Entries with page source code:
######
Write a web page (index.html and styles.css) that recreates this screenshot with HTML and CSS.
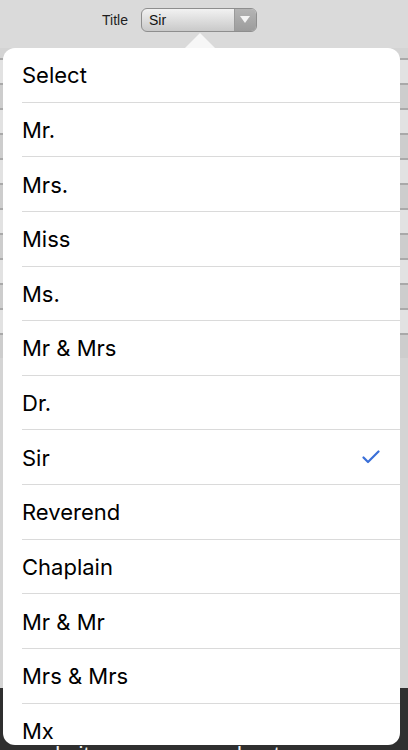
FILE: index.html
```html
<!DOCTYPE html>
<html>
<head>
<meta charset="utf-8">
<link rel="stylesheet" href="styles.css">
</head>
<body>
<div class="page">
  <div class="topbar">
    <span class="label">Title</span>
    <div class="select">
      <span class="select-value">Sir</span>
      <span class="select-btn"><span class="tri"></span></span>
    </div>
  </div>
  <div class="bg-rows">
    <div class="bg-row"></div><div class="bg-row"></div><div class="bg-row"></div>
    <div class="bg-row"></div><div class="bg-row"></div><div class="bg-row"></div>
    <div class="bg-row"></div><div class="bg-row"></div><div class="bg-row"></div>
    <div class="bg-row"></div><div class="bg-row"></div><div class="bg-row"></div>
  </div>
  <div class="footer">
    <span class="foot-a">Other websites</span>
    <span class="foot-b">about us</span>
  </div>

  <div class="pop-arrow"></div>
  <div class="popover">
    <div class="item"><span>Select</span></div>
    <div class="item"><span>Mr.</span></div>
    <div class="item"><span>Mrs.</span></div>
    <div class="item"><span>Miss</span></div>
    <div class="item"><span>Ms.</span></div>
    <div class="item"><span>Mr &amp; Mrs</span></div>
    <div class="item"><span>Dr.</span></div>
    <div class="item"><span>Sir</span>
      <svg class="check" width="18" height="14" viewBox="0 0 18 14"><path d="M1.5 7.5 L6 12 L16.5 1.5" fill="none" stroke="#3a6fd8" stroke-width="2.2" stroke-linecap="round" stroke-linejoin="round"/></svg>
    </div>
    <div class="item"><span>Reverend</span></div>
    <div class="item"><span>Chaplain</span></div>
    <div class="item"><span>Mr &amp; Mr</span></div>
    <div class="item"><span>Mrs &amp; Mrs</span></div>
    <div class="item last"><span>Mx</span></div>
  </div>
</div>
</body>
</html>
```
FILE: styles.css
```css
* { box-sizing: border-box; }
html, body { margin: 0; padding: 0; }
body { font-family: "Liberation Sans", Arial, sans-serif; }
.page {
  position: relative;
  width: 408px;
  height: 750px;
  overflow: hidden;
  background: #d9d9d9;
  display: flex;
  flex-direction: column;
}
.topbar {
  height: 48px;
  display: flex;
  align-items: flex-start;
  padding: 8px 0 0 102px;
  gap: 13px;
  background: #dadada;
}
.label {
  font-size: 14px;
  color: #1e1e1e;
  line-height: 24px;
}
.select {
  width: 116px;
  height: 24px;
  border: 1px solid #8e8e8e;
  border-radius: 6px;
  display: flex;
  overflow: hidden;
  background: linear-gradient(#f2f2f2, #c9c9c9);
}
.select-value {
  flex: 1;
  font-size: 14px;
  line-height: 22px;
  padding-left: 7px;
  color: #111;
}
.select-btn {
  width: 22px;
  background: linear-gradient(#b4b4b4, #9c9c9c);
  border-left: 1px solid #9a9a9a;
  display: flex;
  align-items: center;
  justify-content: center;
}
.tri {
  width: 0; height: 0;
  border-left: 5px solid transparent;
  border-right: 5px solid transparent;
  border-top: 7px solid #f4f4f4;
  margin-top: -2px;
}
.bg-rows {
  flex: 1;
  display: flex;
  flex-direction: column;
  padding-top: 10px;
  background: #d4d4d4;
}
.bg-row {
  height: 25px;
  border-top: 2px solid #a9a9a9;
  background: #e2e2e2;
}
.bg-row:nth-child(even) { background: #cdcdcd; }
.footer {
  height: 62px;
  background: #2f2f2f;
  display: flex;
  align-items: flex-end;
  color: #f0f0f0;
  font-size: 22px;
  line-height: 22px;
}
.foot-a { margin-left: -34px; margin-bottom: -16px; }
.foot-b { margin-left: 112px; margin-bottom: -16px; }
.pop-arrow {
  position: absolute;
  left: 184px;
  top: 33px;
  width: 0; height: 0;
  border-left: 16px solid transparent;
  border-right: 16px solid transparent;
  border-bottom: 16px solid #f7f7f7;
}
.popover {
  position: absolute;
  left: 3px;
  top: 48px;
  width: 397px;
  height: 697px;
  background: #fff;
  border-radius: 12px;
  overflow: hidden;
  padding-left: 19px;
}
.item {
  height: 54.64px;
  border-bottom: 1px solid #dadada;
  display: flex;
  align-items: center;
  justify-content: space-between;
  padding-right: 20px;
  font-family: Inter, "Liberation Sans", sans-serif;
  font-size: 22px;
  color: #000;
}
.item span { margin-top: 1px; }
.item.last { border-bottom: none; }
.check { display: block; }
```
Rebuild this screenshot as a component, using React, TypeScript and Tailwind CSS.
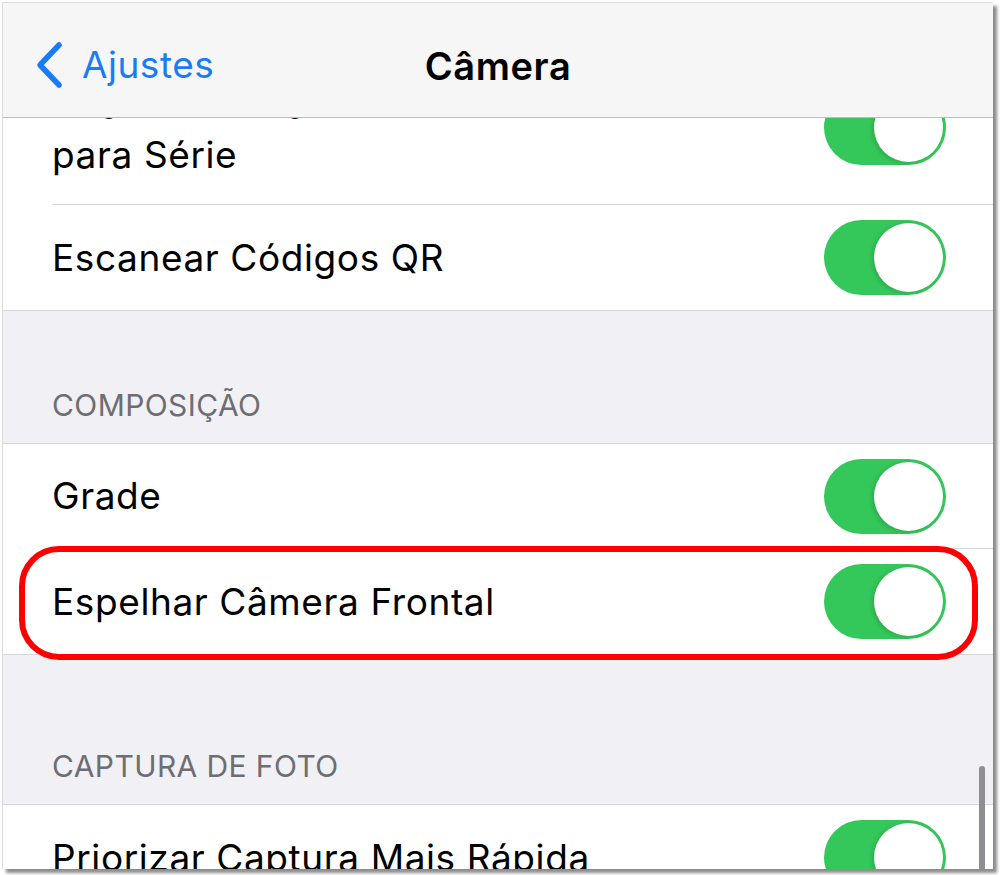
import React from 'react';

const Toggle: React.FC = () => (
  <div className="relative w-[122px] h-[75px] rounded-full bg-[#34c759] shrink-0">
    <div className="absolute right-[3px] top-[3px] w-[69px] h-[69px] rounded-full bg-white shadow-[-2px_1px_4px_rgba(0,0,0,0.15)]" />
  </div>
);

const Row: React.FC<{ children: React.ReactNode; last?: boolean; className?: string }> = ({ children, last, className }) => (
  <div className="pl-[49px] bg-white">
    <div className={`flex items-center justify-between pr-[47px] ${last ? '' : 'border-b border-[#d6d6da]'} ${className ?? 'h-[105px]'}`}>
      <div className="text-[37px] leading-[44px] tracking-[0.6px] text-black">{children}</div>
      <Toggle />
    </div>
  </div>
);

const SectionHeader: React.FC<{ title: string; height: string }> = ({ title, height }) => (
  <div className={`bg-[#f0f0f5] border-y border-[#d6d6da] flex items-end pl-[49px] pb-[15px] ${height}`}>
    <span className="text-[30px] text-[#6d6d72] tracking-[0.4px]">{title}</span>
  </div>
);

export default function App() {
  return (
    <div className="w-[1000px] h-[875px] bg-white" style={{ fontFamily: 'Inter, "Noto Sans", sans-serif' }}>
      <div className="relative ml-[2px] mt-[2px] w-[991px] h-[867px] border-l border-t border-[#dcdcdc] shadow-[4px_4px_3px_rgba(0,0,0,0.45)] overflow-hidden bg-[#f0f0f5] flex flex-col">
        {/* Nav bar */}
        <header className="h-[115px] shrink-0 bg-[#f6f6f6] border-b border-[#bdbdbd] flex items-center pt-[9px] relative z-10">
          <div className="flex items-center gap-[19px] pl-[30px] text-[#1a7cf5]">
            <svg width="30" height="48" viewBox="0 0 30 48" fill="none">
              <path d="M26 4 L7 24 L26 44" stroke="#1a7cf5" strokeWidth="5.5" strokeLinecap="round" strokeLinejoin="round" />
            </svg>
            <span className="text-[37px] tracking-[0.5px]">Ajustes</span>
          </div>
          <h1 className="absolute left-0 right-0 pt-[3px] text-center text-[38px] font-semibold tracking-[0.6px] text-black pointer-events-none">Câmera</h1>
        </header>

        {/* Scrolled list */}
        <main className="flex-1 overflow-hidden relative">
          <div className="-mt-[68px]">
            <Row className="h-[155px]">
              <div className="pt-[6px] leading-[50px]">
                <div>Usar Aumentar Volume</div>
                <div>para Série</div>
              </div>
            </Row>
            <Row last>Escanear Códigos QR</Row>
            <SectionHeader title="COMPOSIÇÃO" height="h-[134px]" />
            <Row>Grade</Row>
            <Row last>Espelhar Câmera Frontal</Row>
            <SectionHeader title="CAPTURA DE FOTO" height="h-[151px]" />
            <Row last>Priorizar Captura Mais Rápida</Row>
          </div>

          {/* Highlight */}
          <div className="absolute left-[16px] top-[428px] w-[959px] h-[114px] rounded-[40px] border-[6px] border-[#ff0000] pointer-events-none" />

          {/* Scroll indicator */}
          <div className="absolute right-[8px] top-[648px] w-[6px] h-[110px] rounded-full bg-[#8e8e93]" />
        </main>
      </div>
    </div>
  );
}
######
SET TASK:
Quote the material word for word, dropping any images it holds.

SOLUTION FOR THIS EXERCISE:
Write a web page (index.html and styles.css) that recreates this screenshot with HTML and CSS.
FILE: index.html
```html
<!DOCTYPE html>
<html>
<head>
<meta charset="utf-8">
<link rel="stylesheet" href="styles.css">
</head>
<body>
<div class="page">
  <div class="topbar">
    <span class="label">Title</span>
    <div class="select">
      <span class="select-value">Sir</span>
      <span class="select-btn"><span class="tri"></span></span>
    </div>
  </div>
  <div class="bg-rows">
    <div class="bg-row"></div><div class="bg-row"></div><div class="bg-row"></div>
    <div class="bg-row"></div><div class="bg-row"></div><div class="bg-row"></div>
    <div class="bg-row"></div><div class="bg-row"></div><div class="bg-row"></div>
    <div class="bg-row"></div><div class="bg-row"></div><div class="bg-row"></div>
  </div>
  <div class="footer">
    <span class="foot-a">Other websites</span>
    <span class="foot-b">about us</span>
  </div>

  <div class="pop-arrow"></div>
  <div class="popover">
    <div class="item"><span>Select</span></div>
    <div class="item"><span>Mr.</span></div>
    <div class="item"><span>Mrs.</span></div>
    <div class="item"><span>Miss</span></div>
    <div class="item"><span>Ms.</span></div>
    <div class="item"><span>Mr &amp; Mrs</span></div>
    <div class="item"><span>Dr.</span></div>
    <div class="item"><span>Sir</span>
      <svg class="check" width="18" height="14" viewBox="0 0 18 14"><path d="M1.5 7.5 L6 12 L16.5 1.5" fill="none" stroke="#3a6fd8" stroke-width="2.2" stroke-linecap="round" stroke-linejoin="round"/></svg>
    </div>
    <div class="item"><span>Reverend</span></div>
    <div class="item"><span>Chaplain</span></div>
    <div class="item"><span>Mr &amp; Mr</span></div>
    <div class="item"><span>Mrs &amp; Mrs</span></div>
    <div class="item last"><span>Mx</span></div>
  </div>
</div>
</body>
</html>
```
FILE: styles.css
```css
* { box-sizing: border-box; }
html, body { margin: 0; padding: 0; }
body { font-family: "Liberation Sans", Arial, sans-serif; }
.page {
  position: relative;
  width: 408px;
  height: 750px;
  overflow: hidden;
  background: #d9d9d9;
  display: flex;
  flex-direction: column;
}
.topbar {
  height: 48px;
  display: flex;
  align-items: flex-start;
  padding: 8px 0 0 102px;
  gap: 13px;
  background: #dadada;
}
.label {
  font-size: 14px;
  color: #1e1e1e;
  line-height: 24px;
}
.select {
  width: 116px;
  height: 24px;
  border: 1px solid #8e8e8e;
  border-radius: 6px;
  display: flex;
  overflow: hidden;
  background: linear-gradient(#f2f2f2, #c9c9c9);
}
.select-value {
  flex: 1;
  font-size: 14px;
  line-height: 22px;
  padding-left: 7px;
  color: #111;
}
.select-btn {
  width: 22px;
  background: linear-gradient(#b4b4b4, #9c9c9c);
  border-left: 1px solid #9a9a9a;
  display: flex;
  align-items: center;
  justify-content: center;
}
.tri {
  width: 0; height: 0;
  border-left: 5px solid transparent;
  border-right: 5px solid transparent;
  border-top: 7px solid #f4f4f4;
  margin-top: -2px;
}
.bg-rows {
  flex: 1;
  display: flex;
  flex-direction: column;
  padding-top: 10px;
  background: #d4d4d4;
}
.bg-row {
  height: 25px;
  border-top: 2px solid #a9a9a9;
  background: #e2e2e2;
}
.bg-row:nth-child(even) { background: #cdcdcd; }
.footer {
  height: 62px;
  background: #2f2f2f;
  display: flex;
  align-items: flex-end;
  color: #f0f0f0;
  font-size: 22px;
  line-height: 22px;
}
.foot-a { margin-left: -34px; margin-bottom: -16px; }
.foot-b { margin-left: 112px; margin-bottom: -16px; }
.pop-arrow {
  position: absolute;
  left: 184px;
  top: 33px;
  width: 0; height: 0;
  border-left: 16px solid transparent;
  border-right: 16px solid transparent;
  border-bottom: 16px solid #f7f7f7;
}
.popover {
  position: absolute;
  left: 3px;
  top: 48px;
  width: 397px;
  height: 697px;
  background: #fff;
  border-radius: 12px;
  overflow: hidden;
  padding-left: 19px;
}
.item {
  height: 54.64px;
  border-bottom: 1px solid #dadada;
  display: flex;
  align-items: center;
  justify-content: space-between;
  padding-right: 20px;
  font-family: Inter, "Liberation Sans", sans-serif;
  font-size: 22px;
  color: #000;
}
.item span { margin-top: 1px; }
.item.last { border-bottom: none; }
.check { display: block; }
```
Rebuild this screenshot as a component, using React, TypeScript and Tailwind CSS.
import React from 'react';

const Toggle: React.FC = () => (
  <div className="relative w-[122px] h-[75px] rounded-full bg-[#34c759] shrink-0">
    <div className="absolute right-[3px] top-[3px] w-[69px] h-[69px] rounded-full bg-white shadow-[-2px_1px_4px_rgba(0,0,0,0.15)]" />
  </div>
);

const Row: React.FC<{ children: React.ReactNode; last?: boolean; className?: string }> = ({ children, last, className }) => (
  <div className="pl-[49px] bg-white">
    <div className={`flex items-center justify-between pr-[47px] ${last ? '' : 'border-b border-[#d6d6da]'} ${className ?? 'h-[105px]'}`}>
      <div className="text-[37px] leading-[44px] tracking-[0.6px] text-black">{children}</div>
      <Toggle />
    </div>
  </div>
);

const SectionHeader: React.FC<{ title: string; height: string }> = ({ title, height }) => (
  <div className={`bg-[#f0f0f5] border-y border-[#d6d6da] flex items-end pl-[49px] pb-[15px] ${height}`}>
    <span className="text-[30px] text-[#6d6d72] tracking-[0.4px]">{title}</span>
  </div>
);

export default function App() {
  return (
    <div className="w-[1000px] h-[875px] bg-white" style={{ fontFamily: 'Inter, "Noto Sans", sans-serif' }}>
      <div className="relative ml-[2px] mt-[2px] w-[991px] h-[867px] border-l border-t border-[#dcdcdc] shadow-[4px_4px_3px_rgba(0,0,0,0.45)] overflow-hidden bg-[#f0f0f5] flex flex-col">
        {/* Nav bar */}
        <header className="h-[115px] shrink-0 bg-[#f6f6f6] border-b border-[#bdbdbd] flex items-center pt-[9px] relative z-10">
          <div className="flex items-center gap-[19px] pl-[30px] text-[#1a7cf5]">
            <svg width="30" height="48" viewBox="0 0 30 48" fill="none">
              <path d="M26 4 L7 24 L26 44" stroke="#1a7cf5" strokeWidth="5.5" strokeLinecap="round" strokeLinejoin="round" />
            </svg>
            <span className="text-[37px] tracking-[0.5px]">Ajustes</span>
          </div>
          <h1 className="absolute left-0 right-0 pt-[3px] text-center text-[38px] font-semibold tracking-[0.6px] text-black pointer-events-none">Câmera</h1>
        </header>

        {/* Scrolled list */}
        <main className="flex-1 overflow-hidden relative">
          <div className="-mt-[68px]">
            <Row className="h-[155px]">
              <div className="pt-[6px] leading-[50px]">
                <div>Usar Aumentar Volume</div>
                <div>para Série</div>
              </div>
            </Row>
            <Row last>Escanear Códigos QR</Row>
            <SectionHeader title="COMPOSIÇÃO" height="h-[134px]" />
            <Row>Grade</Row>
            <Row last>Espelhar Câmera Frontal</Row>
            <SectionHeader title="CAPTURA DE FOTO" height="h-[151px]" />
            <Row last>Priorizar Captura Mais Rápida</Row>
          </div>

          {/* Highlight */}
          <div className="absolute left-[16px] top-[428px] w-[959px] h-[114px] rounded-[40px] border-[6px] border-[#ff0000] pointer-events-none" />

          {/* Scroll indicator */}
          <div className="absolute right-[8px] top-[648px] w-[6px] h-[110px] rounded-full bg-[#8e8e93]" />
        </main>
      </div>
    </div>
  );
}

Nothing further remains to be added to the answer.